INSTRUCTION: Without the pictures, return all of the material exactly as written.

### COLLECTED DATA ###

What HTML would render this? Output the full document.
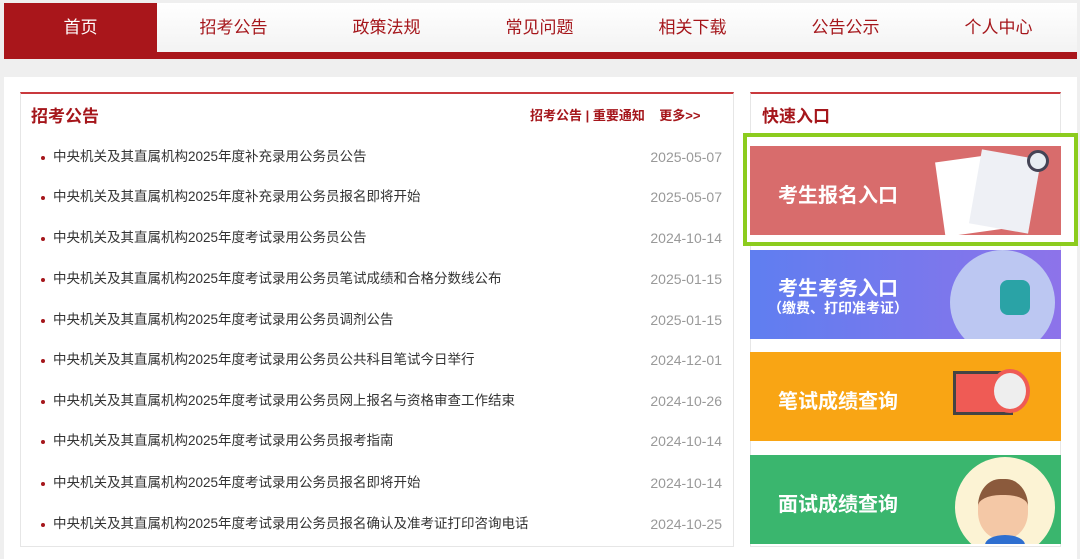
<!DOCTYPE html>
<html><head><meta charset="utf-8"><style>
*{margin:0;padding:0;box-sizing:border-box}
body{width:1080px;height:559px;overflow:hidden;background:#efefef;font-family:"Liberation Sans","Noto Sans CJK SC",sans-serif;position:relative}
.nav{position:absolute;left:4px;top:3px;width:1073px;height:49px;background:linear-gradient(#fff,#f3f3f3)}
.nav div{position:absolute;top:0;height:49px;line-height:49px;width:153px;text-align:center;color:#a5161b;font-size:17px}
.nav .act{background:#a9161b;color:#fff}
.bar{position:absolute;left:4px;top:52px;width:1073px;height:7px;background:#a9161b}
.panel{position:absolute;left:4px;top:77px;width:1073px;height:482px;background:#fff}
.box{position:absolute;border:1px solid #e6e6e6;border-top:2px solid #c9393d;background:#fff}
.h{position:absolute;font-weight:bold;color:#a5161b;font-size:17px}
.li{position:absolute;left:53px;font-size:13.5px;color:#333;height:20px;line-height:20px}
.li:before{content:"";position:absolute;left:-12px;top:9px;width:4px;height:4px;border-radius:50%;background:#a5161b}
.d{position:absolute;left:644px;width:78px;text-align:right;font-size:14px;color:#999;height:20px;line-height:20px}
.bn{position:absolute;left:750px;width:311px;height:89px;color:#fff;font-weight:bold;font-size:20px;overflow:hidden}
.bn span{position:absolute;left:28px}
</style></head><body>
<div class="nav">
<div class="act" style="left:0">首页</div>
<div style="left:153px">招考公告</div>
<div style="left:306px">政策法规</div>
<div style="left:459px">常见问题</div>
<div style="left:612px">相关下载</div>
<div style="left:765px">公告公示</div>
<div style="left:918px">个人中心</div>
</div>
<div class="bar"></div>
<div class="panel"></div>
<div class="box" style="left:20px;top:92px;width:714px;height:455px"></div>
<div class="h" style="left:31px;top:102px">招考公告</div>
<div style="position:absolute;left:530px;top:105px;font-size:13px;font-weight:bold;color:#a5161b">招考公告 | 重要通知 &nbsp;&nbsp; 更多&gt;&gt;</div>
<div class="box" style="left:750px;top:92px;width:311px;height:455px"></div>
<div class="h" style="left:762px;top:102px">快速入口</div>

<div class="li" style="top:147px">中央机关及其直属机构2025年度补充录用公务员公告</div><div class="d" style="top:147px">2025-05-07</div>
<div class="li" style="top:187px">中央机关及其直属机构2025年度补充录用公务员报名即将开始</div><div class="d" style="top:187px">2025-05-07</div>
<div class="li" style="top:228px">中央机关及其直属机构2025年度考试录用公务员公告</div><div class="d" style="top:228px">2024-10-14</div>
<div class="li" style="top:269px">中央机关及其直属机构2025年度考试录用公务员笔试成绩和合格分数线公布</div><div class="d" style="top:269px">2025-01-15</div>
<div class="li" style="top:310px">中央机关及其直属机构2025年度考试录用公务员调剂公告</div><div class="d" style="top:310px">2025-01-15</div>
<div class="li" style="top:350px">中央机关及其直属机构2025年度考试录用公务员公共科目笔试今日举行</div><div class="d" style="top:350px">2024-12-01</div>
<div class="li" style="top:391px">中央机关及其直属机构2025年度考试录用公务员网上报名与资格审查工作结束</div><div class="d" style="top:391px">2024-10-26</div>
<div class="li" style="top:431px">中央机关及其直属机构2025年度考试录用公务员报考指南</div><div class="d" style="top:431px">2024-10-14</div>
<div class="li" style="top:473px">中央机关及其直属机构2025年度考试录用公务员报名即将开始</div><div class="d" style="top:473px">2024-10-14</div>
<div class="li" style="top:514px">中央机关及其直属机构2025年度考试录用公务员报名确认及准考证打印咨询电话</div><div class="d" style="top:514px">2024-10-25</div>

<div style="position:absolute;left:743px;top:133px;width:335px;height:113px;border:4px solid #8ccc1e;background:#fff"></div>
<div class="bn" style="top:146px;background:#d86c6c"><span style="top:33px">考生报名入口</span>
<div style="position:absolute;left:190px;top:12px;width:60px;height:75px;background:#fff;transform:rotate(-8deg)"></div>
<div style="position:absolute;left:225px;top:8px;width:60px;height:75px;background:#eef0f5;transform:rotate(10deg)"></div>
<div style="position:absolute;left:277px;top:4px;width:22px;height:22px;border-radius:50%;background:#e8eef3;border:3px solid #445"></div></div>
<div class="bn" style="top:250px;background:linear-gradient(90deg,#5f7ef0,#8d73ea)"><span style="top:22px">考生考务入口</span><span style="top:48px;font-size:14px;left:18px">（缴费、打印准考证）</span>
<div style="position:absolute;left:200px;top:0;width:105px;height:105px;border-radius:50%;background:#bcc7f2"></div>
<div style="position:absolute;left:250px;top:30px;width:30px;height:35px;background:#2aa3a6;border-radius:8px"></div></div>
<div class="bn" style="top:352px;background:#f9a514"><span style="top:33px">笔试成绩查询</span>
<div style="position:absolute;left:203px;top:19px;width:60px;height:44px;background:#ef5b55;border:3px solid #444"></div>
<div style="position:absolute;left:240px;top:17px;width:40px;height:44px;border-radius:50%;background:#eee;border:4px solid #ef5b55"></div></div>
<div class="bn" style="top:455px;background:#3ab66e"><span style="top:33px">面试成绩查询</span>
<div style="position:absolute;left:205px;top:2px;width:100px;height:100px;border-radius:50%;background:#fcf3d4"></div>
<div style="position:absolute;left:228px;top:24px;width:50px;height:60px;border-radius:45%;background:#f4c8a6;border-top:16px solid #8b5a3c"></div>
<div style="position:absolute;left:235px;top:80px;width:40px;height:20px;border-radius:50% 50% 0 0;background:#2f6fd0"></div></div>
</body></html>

###

RESULT OF THE EXERCISE:
What HTML would render this? Output the full document.
<!DOCTYPE html>
<html><head><meta charset="utf-8"><style>
*{margin:0;padding:0;box-sizing:border-box}
body{width:1080px;height:559px;overflow:hidden;background:#efefef;font-family:"Liberation Sans","Noto Sans CJK SC",sans-serif;position:relative}
.nav{position:absolute;left:4px;top:3px;width:1073px;height:49px;background:linear-gradient(#fff,#f3f3f3)}
.nav div{position:absolute;top:0;height:49px;line-height:49px;width:153px;text-align:center;color:#a5161b;font-size:17px}
.nav .act{background:#a9161b;color:#fff}
.bar{position:absolute;left:4px;top:52px;width:1073px;height:7px;background:#a9161b}
.panel{position:absolute;left:4px;top:77px;width:1073px;height:482px;background:#fff}
.box{position:absolute;border:1px solid #e6e6e6;border-top:2px solid #c9393d;background:#fff}
.h{position:absolute;font-weight:bold;color:#a5161b;font-size:17px}
.li{position:absolute;left:53px;font-size:13.5px;color:#333;height:20px;line-height:20px}
.li:before{content:"";position:absolute;left:-12px;top:9px;width:4px;height:4px;border-radius:50%;background:#a5161b}
.d{position:absolute;left:644px;width:78px;text-align:right;font-size:14px;color:#999;height:20px;line-height:20px}
.bn{position:absolute;left:750px;width:311px;height:89px;color:#fff;font-weight:bold;font-size:20px;overflow:hidden}
.bn span{position:absolute;left:28px}
</style></head><body>
<div class="nav">
<div class="act" style="left:0">首页</div>
<div style="left:153px">招考公告</div>
<div style="left:306px">政策法规</div>
<div style="left:459px">常见问题</div>
<div style="left:612px">相关下载</div>
<div style="left:765px">公告公示</div>
<div style="left:918px">个人中心</div>
</div>
<div class="bar"></div>
<div class="panel"></div>
<div class="box" style="left:20px;top:92px;width:714px;height:455px"></div>
<div class="h" style="left:31px;top:102px">招考公告</div>
<div style="position:absolute;left:530px;top:105px;font-size:13px;font-weight:bold;color:#a5161b">招考公告 | 重要通知 &nbsp;&nbsp; 更多&gt;&gt;</div>
<div class="box" style="left:750px;top:92px;width:311px;height:455px"></div>
<div class="h" style="left:762px;top:102px">快速入口</div>

<div class="li" style="top:147px">中央机关及其直属机构2025年度补充录用公务员公告</div><div class="d" style="top:147px">2025-05-07</div>
<div class="li" style="top:187px">中央机关及其直属机构2025年度补充录用公务员报名即将开始</div><div class="d" style="top:187px">2025-05-07</div>
<div class="li" style="top:228px">中央机关及其直属机构2025年度考试录用公务员公告</div><div class="d" style="top:228px">2024-10-14</div>
<div class="li" style="top:269px">中央机关及其直属机构2025年度考试录用公务员笔试成绩和合格分数线公布</div><div class="d" style="top:269px">2025-01-15</div>
<div class="li" style="top:310px">中央机关及其直属机构2025年度考试录用公务员调剂公告</div><div class="d" style="top:310px">2025-01-15</div>
<div class="li" style="top:350px">中央机关及其直属机构2025年度考试录用公务员公共科目笔试今日举行</div><div class="d" style="top:350px">2024-12-01</div>
<div class="li" style="top:391px">中央机关及其直属机构2025年度考试录用公务员网上报名与资格审查工作结束</div><div class="d" style="top:391px">2024-10-26</div>
<div class="li" style="top:431px">中央机关及其直属机构2025年度考试录用公务员报考指南</div><div class="d" style="top:431px">2024-10-14</div>
<div class="li" style="top:473px">中央机关及其直属机构2025年度考试录用公务员报名即将开始</div><div class="d" style="top:473px">2024-10-14</div>
<div class="li" style="top:514px">中央机关及其直属机构2025年度考试录用公务员报名确认及准考证打印咨询电话</div><div class="d" style="top:514px">2024-10-25</div>

<div style="position:absolute;left:743px;top:133px;width:335px;height:113px;border:4px solid #8ccc1e;background:#fff"></div>
<div class="bn" style="top:146px;background:#d86c6c"><span style="top:33px">考生报名入口</span>
<div style="position:absolute;left:190px;top:12px;width:60px;height:75px;background:#fff;transform:rotate(-8deg)"></div>
<div style="position:absolute;left:225px;top:8px;width:60px;height:75px;background:#eef0f5;transform:rotate(10deg)"></div>
<div style="position:absolute;left:277px;top:4px;width:22px;height:22px;border-radius:50%;background:#e8eef3;border:3px solid #445"></div></div>
<div class="bn" style="top:250px;background:linear-gradient(90deg,#5f7ef0,#8d73ea)"><span style="top:22px">考生考务入口</span><span style="top:48px;font-size:14px;left:18px">（缴费、打印准考证）</span>
<div style="position:absolute;left:200px;top:0;width:105px;height:105px;border-radius:50%;background:#bcc7f2"></div>
<div style="position:absolute;left:250px;top:30px;width:30px;height:35px;background:#2aa3a6;border-radius:8px"></div></div>
<div class="bn" style="top:352px;background:#f9a514"><span style="top:33px">笔试成绩查询</span>
<div style="position:absolute;left:203px;top:19px;width:60px;height:44px;background:#ef5b55;border:3px solid #444"></div>
<div style="position:absolute;left:240px;top:17px;width:40px;height:44px;border-radius:50%;background:#eee;border:4px solid #ef5b55"></div></div>
<div class="bn" style="top:455px;background:#3ab66e"><span style="top:33px">面试成绩查询</span>
<div style="position:absolute;left:205px;top:2px;width:100px;height:100px;border-radius:50%;background:#fcf3d4"></div>
<div style="position:absolute;left:228px;top:24px;width:50px;height:60px;border-radius:45%;background:#f4c8a6;border-top:16px solid #8b5a3c"></div>
<div style="position:absolute;left:235px;top:80px;width:40px;height:20px;border-radius:50% 50% 0 0;background:#2f6fd0"></div></div>
</body></html>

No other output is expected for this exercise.